The request
Every entry below should be printed exactly, without its images.

[Stored data]

***

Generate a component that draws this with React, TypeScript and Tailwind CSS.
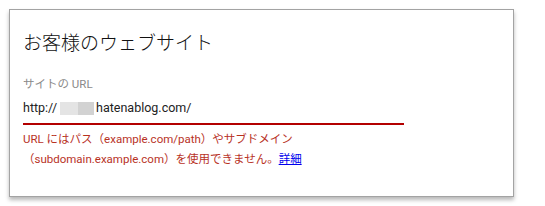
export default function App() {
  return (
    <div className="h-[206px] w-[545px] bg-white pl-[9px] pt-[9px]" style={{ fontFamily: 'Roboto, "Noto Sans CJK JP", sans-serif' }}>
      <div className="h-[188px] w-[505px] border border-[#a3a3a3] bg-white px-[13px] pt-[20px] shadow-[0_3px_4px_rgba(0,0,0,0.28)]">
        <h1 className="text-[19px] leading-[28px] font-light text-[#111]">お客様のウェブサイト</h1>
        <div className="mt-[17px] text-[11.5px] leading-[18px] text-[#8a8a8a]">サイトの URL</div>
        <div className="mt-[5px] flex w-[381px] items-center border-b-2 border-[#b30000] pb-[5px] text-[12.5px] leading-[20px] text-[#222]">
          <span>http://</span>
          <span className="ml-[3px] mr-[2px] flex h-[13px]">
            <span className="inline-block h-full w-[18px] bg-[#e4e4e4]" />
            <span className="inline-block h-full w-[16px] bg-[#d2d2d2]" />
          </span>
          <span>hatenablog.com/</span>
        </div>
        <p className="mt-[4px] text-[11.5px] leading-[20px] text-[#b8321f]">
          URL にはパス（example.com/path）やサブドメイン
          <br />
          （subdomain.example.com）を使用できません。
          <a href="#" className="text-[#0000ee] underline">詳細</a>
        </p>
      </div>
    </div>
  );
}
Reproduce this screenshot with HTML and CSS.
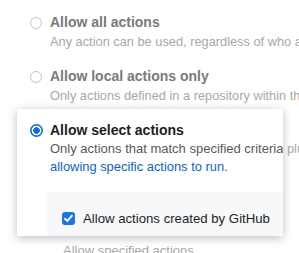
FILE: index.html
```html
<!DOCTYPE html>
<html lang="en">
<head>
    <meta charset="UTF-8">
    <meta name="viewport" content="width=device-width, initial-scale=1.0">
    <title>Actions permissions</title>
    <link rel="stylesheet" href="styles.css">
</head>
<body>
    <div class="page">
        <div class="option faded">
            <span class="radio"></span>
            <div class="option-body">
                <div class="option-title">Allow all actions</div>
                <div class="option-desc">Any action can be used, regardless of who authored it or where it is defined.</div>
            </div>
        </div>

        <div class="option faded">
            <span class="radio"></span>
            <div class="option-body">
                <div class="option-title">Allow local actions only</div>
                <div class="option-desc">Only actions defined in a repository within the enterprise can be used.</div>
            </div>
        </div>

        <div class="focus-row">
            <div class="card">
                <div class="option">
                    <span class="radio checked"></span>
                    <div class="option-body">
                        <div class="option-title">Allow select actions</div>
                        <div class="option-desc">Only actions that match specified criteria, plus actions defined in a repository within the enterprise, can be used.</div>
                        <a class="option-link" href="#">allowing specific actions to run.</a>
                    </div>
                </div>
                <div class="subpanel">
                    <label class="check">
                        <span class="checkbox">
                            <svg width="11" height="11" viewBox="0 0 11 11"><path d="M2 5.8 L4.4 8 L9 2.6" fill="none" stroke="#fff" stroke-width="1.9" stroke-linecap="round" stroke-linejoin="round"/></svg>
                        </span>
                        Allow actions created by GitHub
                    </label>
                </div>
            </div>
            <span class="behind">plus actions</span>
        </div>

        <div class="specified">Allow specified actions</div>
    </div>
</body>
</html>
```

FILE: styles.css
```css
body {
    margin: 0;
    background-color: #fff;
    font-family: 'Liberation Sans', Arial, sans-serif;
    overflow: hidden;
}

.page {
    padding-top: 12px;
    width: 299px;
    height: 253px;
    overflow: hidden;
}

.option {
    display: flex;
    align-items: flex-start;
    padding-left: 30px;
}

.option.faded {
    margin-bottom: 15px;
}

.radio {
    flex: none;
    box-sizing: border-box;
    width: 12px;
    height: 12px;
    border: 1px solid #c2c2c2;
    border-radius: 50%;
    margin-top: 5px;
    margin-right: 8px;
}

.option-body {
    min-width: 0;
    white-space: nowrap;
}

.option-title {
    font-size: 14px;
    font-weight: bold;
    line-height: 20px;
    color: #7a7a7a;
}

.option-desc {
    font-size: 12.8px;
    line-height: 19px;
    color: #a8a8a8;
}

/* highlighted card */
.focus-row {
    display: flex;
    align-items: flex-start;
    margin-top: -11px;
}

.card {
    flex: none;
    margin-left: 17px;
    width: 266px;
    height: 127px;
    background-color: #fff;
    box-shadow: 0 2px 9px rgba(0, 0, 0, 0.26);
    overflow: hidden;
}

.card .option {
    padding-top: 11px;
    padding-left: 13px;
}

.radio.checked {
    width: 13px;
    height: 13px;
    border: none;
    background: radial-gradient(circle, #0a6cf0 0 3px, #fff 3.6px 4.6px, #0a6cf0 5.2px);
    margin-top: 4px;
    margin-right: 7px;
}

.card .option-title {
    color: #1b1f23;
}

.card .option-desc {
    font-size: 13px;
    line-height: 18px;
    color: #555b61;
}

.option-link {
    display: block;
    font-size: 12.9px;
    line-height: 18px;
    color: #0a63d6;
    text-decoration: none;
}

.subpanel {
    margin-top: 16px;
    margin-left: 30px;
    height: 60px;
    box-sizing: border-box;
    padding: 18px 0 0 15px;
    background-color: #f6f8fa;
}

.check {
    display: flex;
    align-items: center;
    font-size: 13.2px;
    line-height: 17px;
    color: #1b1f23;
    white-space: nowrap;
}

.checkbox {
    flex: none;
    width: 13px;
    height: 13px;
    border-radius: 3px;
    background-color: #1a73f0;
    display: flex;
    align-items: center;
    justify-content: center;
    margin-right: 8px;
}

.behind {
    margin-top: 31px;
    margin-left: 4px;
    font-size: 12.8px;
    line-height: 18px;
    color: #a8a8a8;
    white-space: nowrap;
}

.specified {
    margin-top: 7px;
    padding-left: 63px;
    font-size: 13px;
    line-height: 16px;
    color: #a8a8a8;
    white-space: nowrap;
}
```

***

Problem solution
Generate a component that draws this with React, TypeScript and Tailwind CSS.
export default function App() {
  return (
    <div className="h-[206px] w-[545px] bg-white pl-[9px] pt-[9px]" style={{ fontFamily: 'Roboto, "Noto Sans CJK JP", sans-serif' }}>
      <div className="h-[188px] w-[505px] border border-[#a3a3a3] bg-white px-[13px] pt-[20px] shadow-[0_3px_4px_rgba(0,0,0,0.28)]">
        <h1 className="text-[19px] leading-[28px] font-light text-[#111]">お客様のウェブサイト</h1>
        <div className="mt-[17px] text-[11.5px] leading-[18px] text-[#8a8a8a]">サイトの URL</div>
        <div className="mt-[5px] flex w-[381px] items-center border-b-2 border-[#b30000] pb-[5px] text-[12.5px] leading-[20px] text-[#222]">
          <span>http://</span>
          <span className="ml-[3px] mr-[2px] flex h-[13px]">
            <span className="inline-block h-full w-[18px] bg-[#e4e4e4]" />
            <span className="inline-block h-full w-[16px] bg-[#d2d2d2]" />
          </span>
          <span>hatenablog.com/</span>
        </div>
        <p className="mt-[4px] text-[11.5px] leading-[20px] text-[#b8321f]">
          URL にはパス（example.com/path）やサブドメイン
          <br />
          （subdomain.example.com）を使用できません。
          <a href="#" className="text-[#0000ee] underline">詳細</a>
        </p>
      </div>
    </div>
  );
}
Reproduce this screenshot with HTML and CSS.
FILE: index.html
```html
<!DOCTYPE html>
<html lang="en">
<head>
    <meta charset="UTF-8">
    <meta name="viewport" content="width=device-width, initial-scale=1.0">
    <title>Actions permissions</title>
    <link rel="stylesheet" href="styles.css">
</head>
<body>
    <div class="page">
        <div class="option faded">
            <span class="radio"></span>
            <div class="option-body">
                <div class="option-title">Allow all actions</div>
                <div class="option-desc">Any action can be used, regardless of who authored it or where it is defined.</div>
            </div>
        </div>

        <div class="option faded">
            <span class="radio"></span>
            <div class="option-body">
                <div class="option-title">Allow local actions only</div>
                <div class="option-desc">Only actions defined in a repository within the enterprise can be used.</div>
            </div>
        </div>

        <div class="focus-row">
            <div class="card">
                <div class="option">
                    <span class="radio checked"></span>
                    <div class="option-body">
                        <div class="option-title">Allow select actions</div>
                        <div class="option-desc">Only actions that match specified criteria, plus actions defined in a repository within the enterprise, can be used.</div>
                        <a class="option-link" href="#">allowing specific actions to run.</a>
                    </div>
                </div>
                <div class="subpanel">
                    <label class="check">
                        <span class="checkbox">
                            <svg width="11" height="11" viewBox="0 0 11 11"><path d="M2 5.8 L4.4 8 L9 2.6" fill="none" stroke="#fff" stroke-width="1.9" stroke-linecap="round" stroke-linejoin="round"/></svg>
                        </span>
                        Allow actions created by GitHub
                    </label>
                </div>
            </div>
            <span class="behind">plus actions</span>
        </div>

        <div class="specified">Allow specified actions</div>
    </div>
</body>
</html>
```

FILE: styles.css
```css
body {
    margin: 0;
    background-color: #fff;
    font-family: 'Liberation Sans', Arial, sans-serif;
    overflow: hidden;
}

.page {
    padding-top: 12px;
    width: 299px;
    height: 253px;
    overflow: hidden;
}

.option {
    display: flex;
    align-items: flex-start;
    padding-left: 30px;
}

.option.faded {
    margin-bottom: 15px;
}

.radio {
    flex: none;
    box-sizing: border-box;
    width: 12px;
    height: 12px;
    border: 1px solid #c2c2c2;
    border-radius: 50%;
    margin-top: 5px;
    margin-right: 8px;
}

.option-body {
    min-width: 0;
    white-space: nowrap;
}

.option-title {
    font-size: 14px;
    font-weight: bold;
    line-height: 20px;
    color: #7a7a7a;
}

.option-desc {
    font-size: 12.8px;
    line-height: 19px;
    color: #a8a8a8;
}

/* highlighted card */
.focus-row {
    display: flex;
    align-items: flex-start;
    margin-top: -11px;
}

.card {
    flex: none;
    margin-left: 17px;
    width: 266px;
    height: 127px;
    background-color: #fff;
    box-shadow: 0 2px 9px rgba(0, 0, 0, 0.26);
    overflow: hidden;
}

.card .option {
    padding-top: 11px;
    padding-left: 13px;
}

.radio.checked {
    width: 13px;
    height: 13px;
    border: none;
    background: radial-gradient(circle, #0a6cf0 0 3px, #fff 3.6px 4.6px, #0a6cf0 5.2px);
    margin-top: 4px;
    margin-right: 7px;
}

.card .option-title {
    color: #1b1f23;
}

.card .option-desc {
    font-size: 13px;
    line-height: 18px;
    color: #555b61;
}

.option-link {
    display: block;
    font-size: 12.9px;
    line-height: 18px;
    color: #0a63d6;
    text-decoration: none;
}

.subpanel {
    margin-top: 16px;
    margin-left: 30px;
    height: 60px;
    box-sizing: border-box;
    padding: 18px 0 0 15px;
    background-color: #f6f8fa;
}

.check {
    display: flex;
    align-items: center;
    font-size: 13.2px;
    line-height: 17px;
    color: #1b1f23;
    white-space: nowrap;
}

.checkbox {
    flex: none;
    width: 13px;
    height: 13px;
    border-radius: 3px;
    background-color: #1a73f0;
    display: flex;
    align-items: center;
    justify-content: center;
    margin-right: 8px;
}

.behind {
    margin-top: 31px;
    margin-left: 4px;
    font-size: 12.8px;
    line-height: 18px;
    color: #a8a8a8;
    white-space: nowrap;
}

.specified {
    margin-top: 7px;
    padding-left: 63px;
    font-size: 13px;
    line-height: 16px;
    color: #a8a8a8;
    white-space: nowrap;
}
```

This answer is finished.